On "Yesterday's Enterprise": they didn't show a "militarized Starfleet." They showed a Starfleet deep into a long war that it was losing, badly. The war ITSELF was the defining change. Having children aboard was an absurdity because of the war. There is no evidence to suggest that anything leading up to that timeline's divergence point from the regular one (which would be the Ent-C NOT being seen fighting for the Klingon outpost) was any different. And I don't see anything about how they were operating that was any different than what we saw in DS9 when war erupted in the "real" timeline (except for those goofy, painfully 80's silver belts and shoulder straps the alternate Ent-D crew had).
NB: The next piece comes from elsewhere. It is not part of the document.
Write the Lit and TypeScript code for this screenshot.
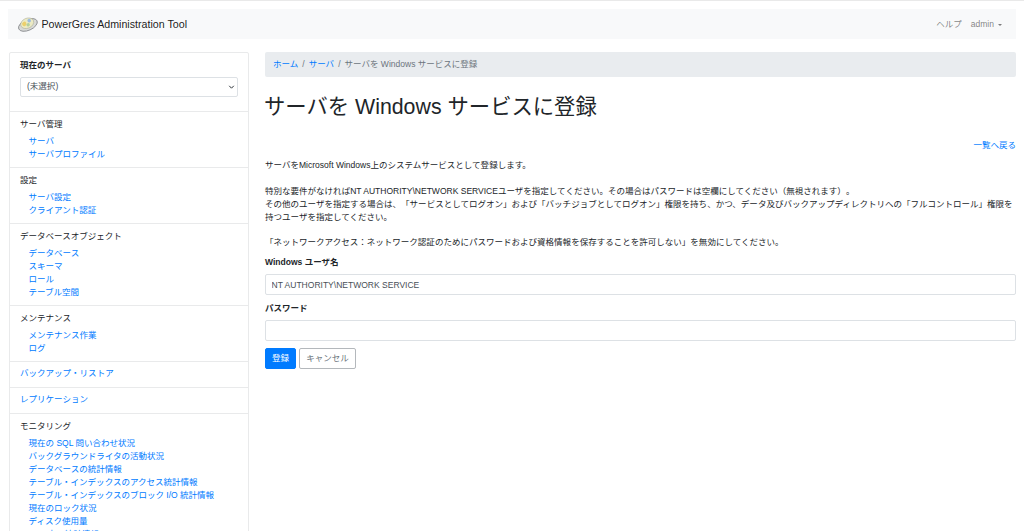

I actually think that the Federation is the only power that doesn't have the infrastructure to handle a full-scale war, and is mainly valuable because of the enormous resources it commands as the seat of power of the Federation. In the cosmic food chain, the Federation is a fish that doesn't have need any teeth because nothing else in the ocean is big enough to eat it... at least, until the apocalyptic sea monster that is the Dominion shows up.
Wasn't Starfleet ready to go to war with the Klingons, if it had been necessary? The Organian incident averted that, if memory serves. In "The Defector", the admiral tells Picard that while they don't WANT a war, they "are prepared to take [the Romulans] on if that is what they want." When it became clear that the Dominion threat was about to escalate into a full-scale war, there was little hesitation; Starfleet slid easily into that mode. There was no incredulity on the parts of the officers, no sense of being out of their element. They weren't
happy about it, of course, but they weren't floored by it. They were ready.